Даже если алкоголь и попадал к востоку от реки Лены, он, с учётом сложности транспортировки и изначальной цены, становился крайне дорог и недоступен большинству русских первопроходцев. Не было у них и достаточного количества зерна, чтобы самостоятельно гнать водку на месте. Стоимость зерна при доставке его через всю Сибирь на берега Охотского моря взлетала почти в 100 раз. Если к западу от Урала в конце XVII века пуд ржи стоил около 10 копеек, то в Якутске – уже 5 рублей, а попав на Колыму или Анадырь, его цена вырастала до 10 рублей.
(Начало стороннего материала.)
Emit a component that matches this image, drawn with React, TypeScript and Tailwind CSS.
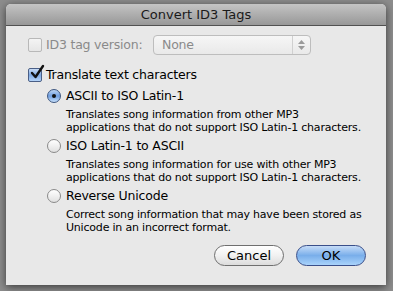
import React from 'react';

const font = { fontFamily: '"Lucida Grande", "DejaVu Sans", sans-serif' };

const Checkbox: React.FC<{ checked?: boolean; disabled?: boolean }> = ({ checked, disabled }) => (
    <div className="relative w-[14px] h-[14px] shrink-0">
        <div
            className={
                'w-[14px] h-[14px] rounded-[2px] border ' +
                (disabled
                    ? 'border-[#b8b8b8] bg-gradient-to-b from-[#f4f4f4] to-[#e6e6e6]'
                    : checked
                    ? 'border-[#4a5f86] bg-gradient-to-b from-[#c9dcf5] via-[#7fa9e3] to-[#b5d4f8]'
                    : 'border-[#8c8c8c] bg-gradient-to-b from-white to-[#e2e2e2]')
            }
        />
        {checked && (
            <svg className="absolute left-[1px] -top-[4px]" width="16" height="16" viewBox="0 0 16 16">
                <path d="M3 9 L6.5 13 L14 2" fill="none" stroke="#111" strokeWidth="2.4" strokeLinecap="round" strokeLinejoin="round" />
            </svg>
        )}
    </div>
);

const Radio: React.FC<{ checked?: boolean }> = ({ checked }) => (
    <div
        className={
            'w-[14px] h-[14px] rounded-full border shrink-0 flex items-center justify-center ' +
            (checked
                ? 'border-[#3e5780] bg-gradient-to-b from-[#bcd4f3] via-[#6f9edf] to-[#c7e0fb]'
                : 'border-[#8a8a8a] bg-gradient-to-b from-white to-[#e0e0e0]')
        }
    >
        {checked && <div className="w-[4px] h-[4px] rounded-full bg-[#111]" />}
    </div>
);

const Option: React.FC<{ label: string; checked?: boolean; lines: string[] }> = ({ label, checked, lines }) => (
    <div className="flex flex-col">
        <div className="flex items-center gap-[5px] h-[16px]">
            <Radio checked={checked} />
            <span className="text-[12.5px] tracking-[-0.2px] text-black leading-none">{label}</span>
        </div>
        <div className="pl-[19px] pt-[4px] text-[11px] tracking-[-0.2px] leading-[13px] text-black">
            {lines.map((l) => (
                <div key={l}>{l}</div>
            ))}
        </div>
    </div>
);

export default function App() {
    return (
        <div className="w-[393px] h-[291px] bg-[#8d8d8d] pl-[6px] pt-[4px] overflow-hidden" style={font}>
            <div className="w-[380px] h-[281px] bg-[#e8e8e8] rounded-t-[5px] shadow-[0_2px_8px_rgba(0,0,0,0.6)] flex flex-col">
                <div className="h-[22px] rounded-t-[5px] bg-gradient-to-b from-[#c4c4c4] to-[#989898] border-b border-[#515151] flex items-center justify-center">
                    <span className="text-[13px] text-[#1a1a1a]">Convert ID3 Tags</span>
                </div>

                <div className="flex flex-col pl-[22px] pt-[9px]">
                    <div className="flex items-center h-[20px]">
                        <Checkbox disabled />
                        <span className="ml-[4px] w-[107px] text-[12.5px] tracking-[-0.2px] text-[#8a8a8a]">ID3 tag version:</span>
                        <div className="w-[158px] h-[20px] rounded-[4px] border border-[#bdbdbd] bg-gradient-to-b from-[#f6f6f6] to-[#e9e9e9] flex items-center">
                            <span className="flex-1 pl-[8px] text-[12.5px] tracking-[-0.2px] text-[#8a8a8a]">None</span>
                            <div className="w-[18px] h-full border-l border-[#d0d0d0] flex flex-col items-center justify-center gap-[2px]">
                                <svg width="7" height="4" viewBox="0 0 7 4"><path d="M0 4 L3.5 0 L7 4Z" fill="#9a9a9a" /></svg>
                                <svg width="7" height="4" viewBox="0 0 7 4"><path d="M0 0 L3.5 4 L7 0Z" fill="#9a9a9a" /></svg>
                            </div>
                        </div>
                    </div>

                    <div className="flex items-center h-[16px] mt-[12px]">
                        <Checkbox checked />
                        <span className="ml-[4px] text-[12.5px] tracking-[-0.2px] text-black">Translate text characters</span>
                    </div>

                    <div className="flex flex-col gap-[4px] pl-[19px] mt-[5px]">
                        <Option
                            checked
                            label="ASCII to ISO Latin-1"
                            lines={['Translates song information from other MP3', 'applications that do not support ISO Latin-1 characters.']}
                        />
                        <Option
                            label="ISO Latin-1 to ASCII"
                            lines={['Translates song information for use with other MP3', 'applications that do not support ISO Latin-1 characters.']}
                        />
                        <Option
                            label="Reverse Unicode"
                            lines={['Correct song information that may have been stored as', 'Unicode in an incorrect format.']}
                        />
                    </div>
                </div>

                <div className="flex justify-end gap-[12px] pr-[20px] mt-auto mb-[19px]">
                    <button className="w-[70px] h-[21px] rounded-full border border-[#6f6f6f] bg-gradient-to-b from-white via-[#f1f1f1] to-[#dcdcdc] text-[13px] text-black">
                        Cancel
                    </button>
                    <button className="w-[70px] h-[21px] rounded-full border border-[#3a4f8a] bg-gradient-to-b from-[#c6dcf7] via-[#79aeea] to-[#a9d3fb] text-[13px] text-black">
                        OK
                    </button>
                </div>
            </div>
        </div>
    );
}
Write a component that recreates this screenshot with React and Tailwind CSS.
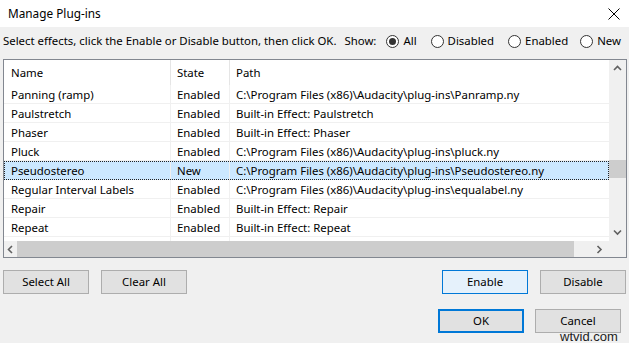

Одним словом, первые русские обитатели Дальнего Востока остались без алкоголя, которого порой требовали стрессы опасных походов и суровой природы и который было не заменить никакими мухоморами. Приехавший в 1740 году на Камчатку сотрудник Петербургской академии наук Георг Стеллер писал, что казаки «пытались гнать водку из различных ягодных растений и даже из гнилой рыбы».
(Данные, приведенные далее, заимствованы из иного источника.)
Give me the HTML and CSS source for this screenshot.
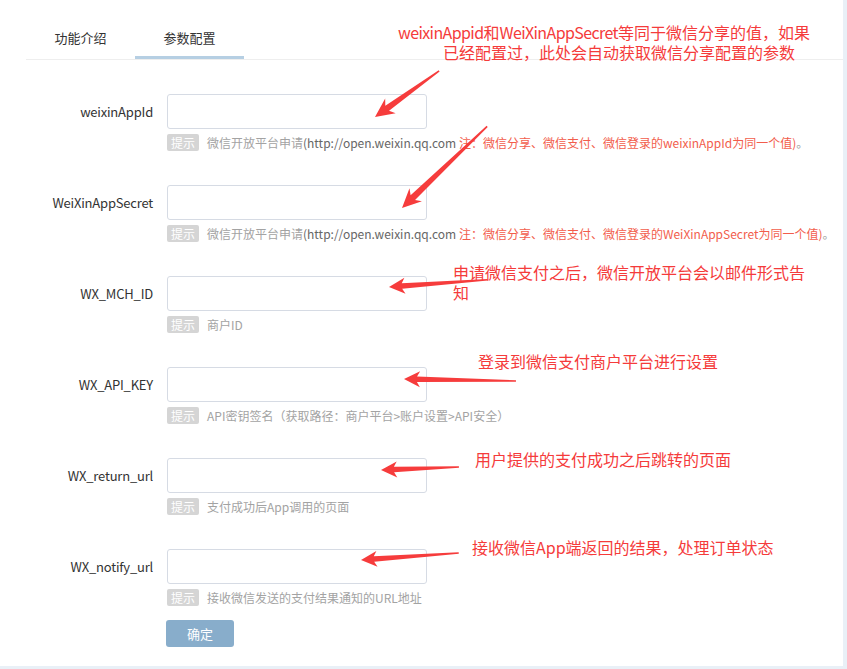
FILE: index.html
```html
<!DOCTYPE html>
<html lang="zh-CN">
<head>
<meta charset="utf-8">
<title>参数配置</title>
<link rel="stylesheet" href="styles.css">
</head>
<body>
<div class="page">
  <div class="tabs">
    <div class="tab">功能介绍</div>
    <div class="tab active">参数配置</div>
  </div>
  <form class="form">
    <div class="row">
      <label class="label">weixinAppId</label>
      <div class="field">
        <input class="input" type="text">
        <div class="hint"><span class="badge">提示</span><span class="hint-text">微信开放平台申请<span class="link">(http://open.weixin.qq.com</span> <span class="warn">注：微信分享、微信支付、微信登录的weixinAppId为同一个值)</span>。</span></div>
      </div>
    </div>
    <div class="row">
      <label class="label">WeiXinAppSecret</label>
      <div class="field">
        <input class="input" type="text">
        <div class="hint"><span class="badge">提示</span><span class="hint-text">微信开放平台申请<span class="link">(http://open.weixin.qq.com</span> <span class="warn">注：微信分享、微信支付、微信登录的WeiXinAppSecret为同一个值)</span>。</span></div>
      </div>
    </div>
    <div class="row">
      <label class="label">WX_MCH_ID</label>
      <div class="field">
        <input class="input" type="text">
        <div class="hint"><span class="badge">提示</span><span class="hint-text">商户ID</span></div>
      </div>
    </div>
    <div class="row">
      <label class="label">WX_API_KEY</label>
      <div class="field">
        <input class="input" type="text">
        <div class="hint"><span class="badge">提示</span><span class="hint-text">API密钥签名（获取路径：商户平台&gt;账户设置&gt;API安全）</span></div>
      </div>
    </div>
    <div class="row">
      <label class="label">WX_return_url</label>
      <div class="field">
        <input class="input" type="text">
        <div class="hint"><span class="badge">提示</span><span class="hint-text">支付成功后App调用的页面</span></div>
      </div>
    </div>
    <div class="row">
      <label class="label">WX_notify_url</label>
      <div class="field">
        <input class="input" type="text">
        <div class="hint"><span class="badge">提示</span><span class="hint-text">接收微信发送的支付结果通知的URL地址</span></div>
      </div>
    </div>
    <div class="actions"><button class="btn" type="button">确定</button></div>
  </form>

  <div class="note note-1a"><span class="tight">weixinAppid</span>和<span class="tight">WeiXinAppSecret</span>等同于微信分享的值，如果</div>
  <div class="note note-1b">已经配置过，此处会自动获取微信分享配置的参数</div>
  <div class="note note-3a">申请微信支付之后，微信开放平台会以邮件形式告</div>
  <div class="note note-3b">知</div>
  <div class="note note-4">登录到微信支付商户平台进行设置</div>
  <div class="note note-5">用户提供的支付成功之后跳转的页面</div>
  <div class="note note-6">接收微信App端返回的结果，处理订单状态</div>

  <svg class="arrows" width="843" height="666" viewBox="0 0 843 666">
    <g fill="#f63c3c">
      <g transform="translate(375 117) rotate(144.3)"><polygon points="-79,-0.8 -15,-3.2 -19,-9 0,0 -19,9 -15,3.2 -79,0.8"/></g>
      <g transform="translate(402 208) rotate(136.2)"><polygon points="-118,-0.8 -15,-3.2 -19,-9 0,0 -19,9 -15,3.2 -118,0.8"/></g>
      <g transform="translate(389 287) rotate(175.8)"><polygon points="-99,-0.7 -13,-2.8 -16,-8 0,0 -16,8 -13,2.8 -99,0.7"/></g>
      <g transform="translate(404 379) rotate(181)"><polygon points="-112,-0.7 -13,-2.8 -16,-8 0,0 -16,8 -13,2.8 -112,0.7"/></g>
      <g transform="translate(381 470) rotate(177.8)"><polygon points="-78,-0.7 -13,-2.8 -16,-8 0,0 -16,8 -13,2.8 -78,0.7"/></g>
      <g transform="translate(361 560) rotate(175.9)"><polygon points="-98,-0.7 -13,-2.8 -16,-8 0,0 -16,8 -13,2.8 -98,0.7"/></g>
    </g>
  </svg>
</div>
</body>
</html>
```
FILE: styles.css
```css
* { box-sizing: border-box; }

html, body {
  margin: 0;
  padding: 0;
  background: #e9f0f7;
  font-family: "Noto Sans CJK SC", "Noto Sans", sans-serif;
  color: #333;
}

.page {
  position: relative;
  width: 843px;
  height: 666px;
  background: #fff;
  overflow: hidden;
}

.tabs {
  display: flex;
  margin-left: 26px;
  padding-top: 20px;
  border-bottom: 1px solid #eeeeee;
}

.tab {
  width: 109px;
  height: 39px;
  line-height: 36px;
  font-size: 13px;
  text-align: center;
  color: #333;
  border-bottom: 3px solid transparent;
}

.tab.active {
  border-bottom-color: #b6cfe3;
}

.form {
  margin: 0;
  padding-top: 34px;
  display: flex;
  flex-direction: column;
  gap: 34px;
}

.row {
  display: grid;
  grid-template-columns: 153px 1fr;
  column-gap: 14px;
}

.label {
  height: 35px;
  line-height: 35px;
  font-size: 13px;
  text-align: right;
  color: #333;
  letter-spacing: -0.2px;
}

.field {
  display: flex;
  flex-direction: column;
  gap: 5px;
}

.input {
  width: 260px;
  height: 35px;
  border: 1px solid #d6dbe4;
  border-radius: 3px;
  background: #fff;
  margin: 0;
  outline: none;
}

.hint {
  display: flex;
  align-items: center;
  gap: 8px;
  height: 17px;
  font-size: 12px;
  white-space: nowrap;
}

.badge {
  display: inline-block;
  width: 32px;
  height: 17px;
  line-height: 17px;
  text-align: center;
  background: #d5d5d5;
  color: #fff;
  border-radius: 2px;
  font-size: 12px;
}

.hint-text {
  color: #a3a3a3;
  line-height: 17px;
}

.hint-text .link { color: #666; }
.hint-text .warn { color: #f25d4c; }

.actions {
  margin-top: -20px;
  padding-left: 166px;
}

.btn {
  width: 68px;
  height: 27px;
  border: none;
  border-radius: 3px;
  background: #88adcb;
  color: #fff;
  font-family: inherit;
  font-size: 13px;
  padding: 0;
}

.note {
  position: absolute;
  font-size: 16px;
  line-height: 18px;
  color: #f53b3b;
  white-space: nowrap;
}

.note .tight { letter-spacing: -0.6px; }

.note-1a { left: 398px; top: 23px; }
.note-1b { left: 443px; top: 43px; }
.note-3a { left: 453px; top: 263px; }
.note-3b { left: 453px; top: 283px; }
.note-4 { left: 478px; top: 352px; }
.note-5 { left: 475px; top: 450px; }
.note-6 { left: 472px; top: 538px; }

.arrows {
  position: absolute;
  left: 0;
  top: 0;
  pointer-events: none;
}
```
Решением алкогольной проблемы стал местный вид обычного борщевика, повсеместно растущего на Камчатке и побережье Охотского моря. Ещё первооткрыватель Камчатки атаман Атласов заметил, что ительмены в качестве лакомства употребляют в пищу некую «сладкую траву», которую «рвут и кожуру счищают, а средину сушат на солнце, и как высохнет, станет бела и вкусом сладка, что сахар». Камчатские аборигены называли это растение «аунгч» или «кат» – современная наука именует его «Борщевик шерстистый» (Heracleum lanatum).
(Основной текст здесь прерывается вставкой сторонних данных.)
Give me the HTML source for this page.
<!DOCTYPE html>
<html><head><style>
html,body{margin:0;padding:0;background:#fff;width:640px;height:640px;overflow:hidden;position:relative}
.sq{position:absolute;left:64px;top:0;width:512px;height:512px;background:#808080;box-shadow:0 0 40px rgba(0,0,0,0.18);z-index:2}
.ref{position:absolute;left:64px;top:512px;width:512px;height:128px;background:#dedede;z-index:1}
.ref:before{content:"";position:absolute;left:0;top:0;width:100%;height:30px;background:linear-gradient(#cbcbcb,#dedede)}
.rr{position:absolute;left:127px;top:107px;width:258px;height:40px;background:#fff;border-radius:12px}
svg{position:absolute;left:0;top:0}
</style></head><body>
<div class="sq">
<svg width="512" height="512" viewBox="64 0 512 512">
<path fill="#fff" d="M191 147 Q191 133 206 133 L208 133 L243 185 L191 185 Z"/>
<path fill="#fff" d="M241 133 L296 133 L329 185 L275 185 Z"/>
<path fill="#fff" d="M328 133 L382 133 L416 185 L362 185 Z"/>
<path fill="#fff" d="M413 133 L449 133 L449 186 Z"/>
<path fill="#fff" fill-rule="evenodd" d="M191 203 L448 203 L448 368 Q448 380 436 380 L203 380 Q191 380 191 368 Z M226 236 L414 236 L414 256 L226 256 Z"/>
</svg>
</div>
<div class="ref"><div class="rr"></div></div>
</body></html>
Именно этот подвид обычного борщевика и стал сырьём для первой водки, полученной на Дальнем Востоке. Растение с ядовитой кожурой, но богатое природными сахарами, при брожении дало алкоголь. Появившаяся в начале XVIII столетия технология была простой. Нарезанные листья и стебли камчатского борщевика заливали в бочке тёплой водой – на два пуда «сладкой травы» требовалось 4 ведра воды. К ним добавляли ягоды жимолости и дрожжи из прокисшей муки. После брожения и перегонки получалось примерно ведро «травяного вина», как называли тогда на Камчатке водку из борщевика.
Известно, что впервые такой напиток сделали казаки в 1732 году в Большерецком остроге – ныне это давно заброшенное село в Усть-Большерецком районе на самом юго-западе Камчатки. В качестве трубки в первом самогонном аппарате Дальнего Востока камчатские казаки, по свидетельству Степана Крашенинникова, использовали ружейный ствол…
Альтернативы «травяному вину» не было, и уже спустя четыре года эта специфическая водка официально продавалась в острогах на Камчатке, Чукотке, Колыме и побережье Охотского моря по цене 20 рублей за ведро. Однако никто таких огромных денег не платил, предпочитая выменивать алкоголь на собольи меха и другие дары местной природы. В середине XVIII века камчатские казаки охотно отдавали нарты с упряжкой хороших ездовых собак за одно ведро такой водки.
«Пьющие эту водку очень быстро хмелеют…»
Вскоре камчатские казаки даже выяснили, что борщевик, растущий на восточном берегу полуострова у Тихого океана, даёт гораздо больше «травяного вина», чем борщевик, собранный на западе Камчатки, у берегов Охотского моря. Выяснилась и коварная особенность такой водки, обусловленная ядовитым сырьём.
«Эта водка, между прочим, весьма нежна, – писал в середине XVIII века Георг Стеллер, – и, следовательно, чрезвычайно вредна для здоровья… Пьющие эту водку очень быстро хмелеют и, придя в состояние опьянения, становятся безумными и буйными; лица их при этом синеют, тот же, кто выпьет ее хотя бы немного чашек, мучается затем всю ночь самыми странными и несуразными фантазиями и сновидениями, а на следующий день становится таким робким, опечаленным и беспокойным, как если бы он совершил величайшее преступление».